#### Exercise aim:
Everything in the data should be repeated exactly, save for the images.

#### Information provided:

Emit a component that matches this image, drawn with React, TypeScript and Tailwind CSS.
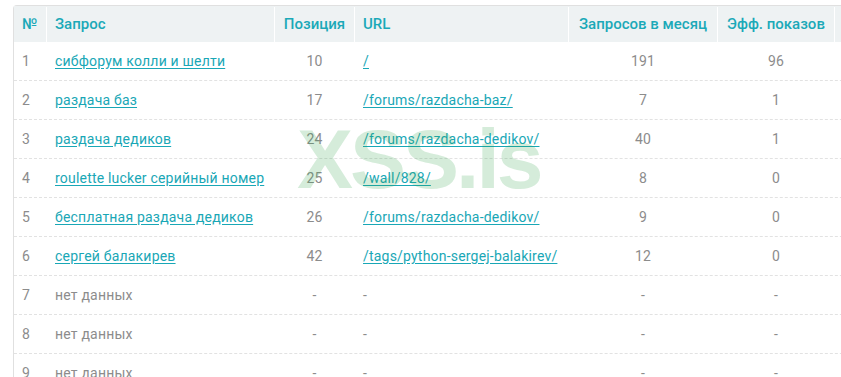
import React from 'react';

interface Row {
  n: number;
  query: string | null;
  pos: string;
  url: string | null;
  monthly: string;
  shows: string;
}

const rows: Row[] = [
  { n: 1, query: 'сибфорум колли и шелти', pos: '10', url: '/', monthly: '191', shows: '96' },
  { n: 2, query: 'раздача баз', pos: '17', url: '/forums/razdacha-baz/', monthly: '7', shows: '1' },
  { n: 3, query: 'раздача дедиков', pos: '24', url: '/forums/razdacha-dedikov/', monthly: '40', shows: '1' },
  { n: 4, query: 'roulette lucker серийный номер', pos: '25', url: '/wall/828/', monthly: '8', shows: '0' },
  { n: 5, query: 'бесплатная раздача дедиков', pos: '26', url: '/forums/razdacha-dedikov/', monthly: '9', shows: '0' },
  { n: 6, query: 'сергей балакирев', pos: '42', url: '/tags/python-sergej-balakirev/', monthly: '12', shows: '0' },
  { n: 7, query: null, pos: '-', url: null, monthly: '-', shows: '-' },
  { n: 8, query: null, pos: '-', url: null, monthly: '-', shows: '-' },
  { n: 9, query: null, pos: '-', url: null, monthly: '-', shows: '-' },
];

const gridCols = 'grid grid-cols-[32px_228px_80px_214px_149px_117px_120px]';

export default function App() {
  return (
    <div
      className="h-[377px] w-[841px] overflow-hidden bg-white pl-[13px] pt-[5px]"
      style={{ fontFamily: 'Roboto, "Noto Sans", sans-serif' }}
    >
      <div className="relative h-[400px] w-[960px] rounded-tl-[4px] border-l border-t border-[#e0e0e0]">
        {/* header */}
        <div className={`${gridCols} h-[36px] bg-[#eef2f3] pt-[1px] text-[15px] font-medium text-[#1ba9b8]`}>
          <div className="flex items-center pl-[8px]">№</div>
          <div className="flex items-center border-l border-white pl-[8px]">Запрос</div>
          <div className="flex items-center justify-center border-l border-white">Позиция</div>
          <div className="flex items-center border-l border-white pl-[8px]">URL</div>
          <div className="flex items-center justify-center border-l border-white">Запросов в месяц</div>
          <div className="flex items-center justify-center border-l border-white">Эфф. показов</div>
          <div className="border-l border-white" />
        </div>

        {rows.map((r) => (
          <div
            key={r.n}
            className={`${gridCols} h-[39px] border-b border-dashed border-[#e2e2e2] text-[14px] tracking-[0.2px] text-[#8c8c8c]`}
          >
            <div className="flex items-center pl-[8px]">{r.n}</div>
            <div className="flex items-center pl-[9px]">
              {r.query ? (
                <a href="#" className="text-[#19a7b6] underline underline-offset-[2px]">
                  {r.query}
                </a>
              ) : (
                'нет данных'
              )}
            </div>
            <div className="flex items-center justify-center pl-[1px]">{r.pos}</div>
            <div className="flex items-center pl-[9px]">
              {r.url ? (
                <a href="#" className="text-[#19a7b6] underline underline-offset-[2px]">
                  {r.url}
                </a>
              ) : (
                '-'
              )}
            </div>
            <div className="flex items-center justify-center pl-[1px]">{r.monthly}</div>
            <div className="flex items-center justify-center pl-[1px]">{r.shows}</div>
            <div />
          </div>
        ))}

        {/* watermark */}
        <div
          className="pointer-events-none absolute left-[283px] top-[111px] select-none text-[84px] font-bold leading-none tracking-[-3px] text-[#2e9e44]/20"
          style={{ fontFamily: '"Liberation Sans", Arial, sans-serif' }}
        >
          XSS.is
        </div>
      </div>
    </div>
  );
}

#### Solution for this problem:
Emit a component that matches this image, drawn with React, TypeScript and Tailwind CSS.
import React from 'react';

interface Row {
  n: number;
  query: string | null;
  pos: string;
  url: string | null;
  monthly: string;
  shows: string;
}

const rows: Row[] = [
  { n: 1, query: 'сибфорум колли и шелти', pos: '10', url: '/', monthly: '191', shows: '96' },
  { n: 2, query: 'раздача баз', pos: '17', url: '/forums/razdacha-baz/', monthly: '7', shows: '1' },
  { n: 3, query: 'раздача дедиков', pos: '24', url: '/forums/razdacha-dedikov/', monthly: '40', shows: '1' },
  { n: 4, query: 'roulette lucker серийный номер', pos: '25', url: '/wall/828/', monthly: '8', shows: '0' },
  { n: 5, query: 'бесплатная раздача дедиков', pos: '26', url: '/forums/razdacha-dedikov/', monthly: '9', shows: '0' },
  { n: 6, query: 'сергей балакирев', pos: '42', url: '/tags/python-sergej-balakirev/', monthly: '12', shows: '0' },
  { n: 7, query: null, pos: '-', url: null, monthly: '-', shows: '-' },
  { n: 8, query: null, pos: '-', url: null, monthly: '-', shows: '-' },
  { n: 9, query: null, pos: '-', url: null, monthly: '-', shows: '-' },
];

const gridCols = 'grid grid-cols-[32px_228px_80px_214px_149px_117px_120px]';

export default function App() {
  return (
    <div
      className="h-[377px] w-[841px] overflow-hidden bg-white pl-[13px] pt-[5px]"
      style={{ fontFamily: 'Roboto, "Noto Sans", sans-serif' }}
    >
      <div className="relative h-[400px] w-[960px] rounded-tl-[4px] border-l border-t border-[#e0e0e0]">
        {/* header */}
        <div className={`${gridCols} h-[36px] bg-[#eef2f3] pt-[1px] text-[15px] font-medium text-[#1ba9b8]`}>
          <div className="flex items-center pl-[8px]">№</div>
          <div className="flex items-center border-l border-white pl-[8px]">Запрос</div>
          <div className="flex items-center justify-center border-l border-white">Позиция</div>
          <div className="flex items-center border-l border-white pl-[8px]">URL</div>
          <div className="flex items-center justify-center border-l border-white">Запросов в месяц</div>
          <div className="flex items-center justify-center border-l border-white">Эфф. показов</div>
          <div className="border-l border-white" />
        </div>

        {rows.map((r) => (
          <div
            key={r.n}
            className={`${gridCols} h-[39px] border-b border-dashed border-[#e2e2e2] text-[14px] tracking-[0.2px] text-[#8c8c8c]`}
          >
            <div className="flex items-center pl-[8px]">{r.n}</div>
            <div className="flex items-center pl-[9px]">
              {r.query ? (
                <a href="#" className="text-[#19a7b6] underline underline-offset-[2px]">
                  {r.query}
                </a>
              ) : (
                'нет данных'
              )}
            </div>
            <div className="flex items-center justify-center pl-[1px]">{r.pos}</div>
            <div className="flex items-center pl-[9px]">
              {r.url ? (
                <a href="#" className="text-[#19a7b6] underline underline-offset-[2px]">
                  {r.url}
                </a>
              ) : (
                '-'
              )}
            </div>
            <div className="flex items-center justify-center pl-[1px]">{r.monthly}</div>
            <div className="flex items-center justify-center pl-[1px]">{r.shows}</div>
            <div />
          </div>
        ))}

        {/* watermark */}
        <div
          className="pointer-events-none absolute left-[283px] top-[111px] select-none text-[84px] font-bold leading-none tracking-[-3px] text-[#2e9e44]/20"
          style={{ fontFamily: '"Liberation Sans", Arial, sans-serif' }}
        >
          XSS.is
        </div>
      </div>
    </div>
  );
}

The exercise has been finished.